Let us get into the playbook.
Why Food Cost Is The Number One Controllable Expense
A Rs 4 lakh per month revenue restaurant in a Tier-1 Indian city typically looks like this:
- Revenue: Rs 4,00,000
- Food cost at 35%: Rs 1,40,000
- Rent at 10%: Rs 40,000
- Labour at 15%: Rs 60,000
- Utilities + aggregator commission + other: Rs 80,000
- EBITDA: Rs 80,000 (20%)
Now picture the same restaurant after a disciplined inventory + recipe rollout that pulls food cost down to 28%:
- Revenue: Rs 4,00,000
- Food cost at 28%: Rs 1,12,000
- Everything else unchanged: Rs 1,80,000
- EBITDA: Rs 1,08,000 (27%)
That seven-point swing in food cost added Rs 28,000 a month to the owner's pocket. Annualised, that is Rs 3.36 lakh — and it required no menu change, no price hike, no extra marketing rupee. Just visibility and discipline.
This is why food cost is the prize. Rent is locked in for years. Labour has a floor because trained chefs do not work for free. Aggregator commissions are non-negotiable.
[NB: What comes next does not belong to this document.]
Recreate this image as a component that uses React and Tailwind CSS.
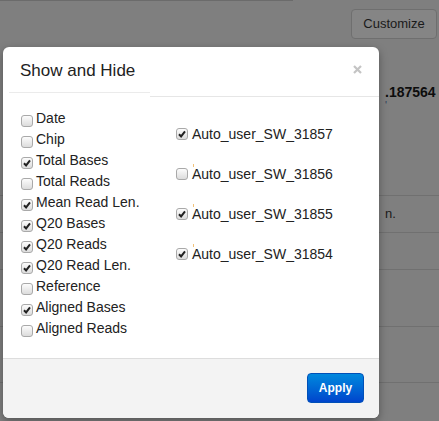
import React from 'react';

const leftItems = [
    { label: 'Date', checked: false },
    { label: 'Chip', checked: false },
    { label: 'Total Bases', checked: true },
    { label: 'Total Reads', checked: false },
    { label: 'Mean Read Len.', checked: true },
    { label: 'Q20 Bases', checked: true },
    { label: 'Q20 Reads', checked: true },
    { label: 'Q20 Read Len.', checked: true },
    { label: 'Reference', checked: false },
    { label: 'Aligned Bases', checked: true },
    { label: 'Aligned Reads', checked: false },
];

const rightItems = [
    { label: 'Auto_user_SW_31857', checked: true, dot: false },
    { label: 'Auto_user_SW_31856', checked: false, dot: true },
    { label: 'Auto_user_SW_31855', checked: true, dot: true },
    { label: 'Auto_user_SW_31854', checked: true, dot: true },
];

const Box = ({ checked, className = '' }) => (
    <span className={`flex h-[12px] w-[12px] shrink-0 items-center justify-center rounded-[3px] border border-[#a9a9a9] bg-gradient-to-b from-[#fcfcfc] to-[#dcdcdc] ${className}`}>
        {checked && (
            <svg width="8" height="8" viewBox="0 0 8 8">
                <path d="M1 4.2 L3.1 6.4 L7 1.4" fill="none" stroke="#222" strokeWidth="2" />
            </svg>
        )}
    </span>
);

const App = () => {
    return (
        <div className="relative h-[421px] w-[439px] overflow-hidden bg-[#7f7f7f] font-['Liberation_Sans',Arial,sans-serif]">
            {/* page behind the overlay */}
            <div className="h-px w-[293px] bg-[#6b6b6b]" />
            <div className="flex justify-end pr-[2px] pt-[8px]">
                <div className="flex h-[30px] w-[86px] items-center justify-center rounded-[4px] border border-[#6f6f6f] bg-[#858585] text-[13px] text-[#1a1a1a]">
                    Customize
                </div>
            </div>
            <div className="pl-[385px] pt-[45px] text-[14px] font-bold leading-[16px] text-[#0d0d0d]">.187564</div>
            <div className="pl-[385px] text-[10px] leading-[12px] text-[#2a3a5a]">'</div>
            <div className="mt-[83px] border-t border-[#707070]" />
            <div className="pl-[385px] pt-[10px] text-[13px] leading-[16px] text-[#1a1a1a]">n.</div>
            <div className="mt-[10px] border-t border-[#707070]" />
            <div className="mt-[36px] border-t border-[#707070]" />
            <div className="mt-[56px] border-t border-[#707070]" />
            <div className="mt-[55px] border-t border-[#707070]" />

            {/* modal */}
            <div className="absolute left-[3px] top-[47px] flex h-[371px] w-[376px] flex-col overflow-hidden rounded-[6px] bg-white shadow-[0_3px_8px_rgba(0,0,0,0.35)]">
                <div className="flex h-[45px] items-start justify-between pl-[17px] pr-[17px] pt-[12px]">
                    <span className="text-[17px] leading-[24px] text-[#222]">Show and Hide</span>
                    <svg className="mt-[6px]" width="9" height="9" viewBox="0 0 9 9">
                        <path d="M1 1 L8 8 M8 1 L1 8" stroke="#c4c4c4" strokeWidth="2.2" />
                    </svg>
                </div>
                <div className="flex h-[5px]">
                    <div className="ml-[6px] w-[141px] border-t border-[#ebebeb]" />
                    <div className="flex-1 border-b border-[#e6e6e6]" />
                </div>

                <div className="flex flex-1 pl-[18px] pt-[11px] text-[14px] leading-[21px] text-[#222]">
                    <div className="w-[155px]">
                        {leftItems.map((item) => (
                            <div key={item.label} className="flex h-[21px] items-start gap-[3px]">
                                <Box checked={item.checked} className="mt-[7px]" />
                                <span>{item.label}</span>
                            </div>
                        ))}
                    </div>
                    <div className="pt-[16px]">
                        {rightItems.map((item) => (
                            <div key={item.label} className="h-[40px]">
                                {item.dot && <div className="ml-[17px] h-[3px] w-px bg-[#f2c27a]" />}
                                <div className={`flex items-start gap-[4px] ${item.dot ? 'mt-[-3px]' : ''}`}>
                                    <Box checked={item.checked} className="mt-[4px]" />
                                    <span>{item.label}</span>
                                </div>
                            </div>
                        ))}
                    </div>
                </div>

                <div className="flex h-[60px] justify-end border-t border-[#dddddd] bg-[#f3f3f3] pr-[15px] pt-[14px]">
                    <div className="flex h-[30px] w-[57px] items-center justify-center rounded-[4px] border border-[#0050b8] bg-gradient-to-b from-[#0088dd] to-[#0044cc] text-[12px] font-bold text-white">
                        Apply
                    </div>
                </div>
            </div>
        </div>
    );
};

export default App;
Food cost is the one large expense where you can intervene every single day.
Watch The Saffron POS Inventory Demo
Before we dive into the features, here is a 6-minute walkthrough of how Saffron POS handles recipe-level inventory, par alerts, and the theoretical-vs-actual food cost report. The inventory section starts around the 2-minute mark.
The 8 Inventory Features That Actually Save Food Cost
There are dozens of inventory features marketed by every Indian POS vendor. Most are checkbox features that do not move the needle. These eight do.
1. Recipe-Level Ingredient Deduction
When a Chicken Biryani is rung up at the POS, the system should automatically deduct 220g chicken, 180g basmati rice, 15g ghee, 25g onion, 8g garam masala, and so on — from the inventory in real time. This is the single most important feature and it is non-trivial. Sub-recipes for biryani masala or birista need to be modelled. Variants for half-plate and full-plate need separate yields. Without this, your stock report is decorative.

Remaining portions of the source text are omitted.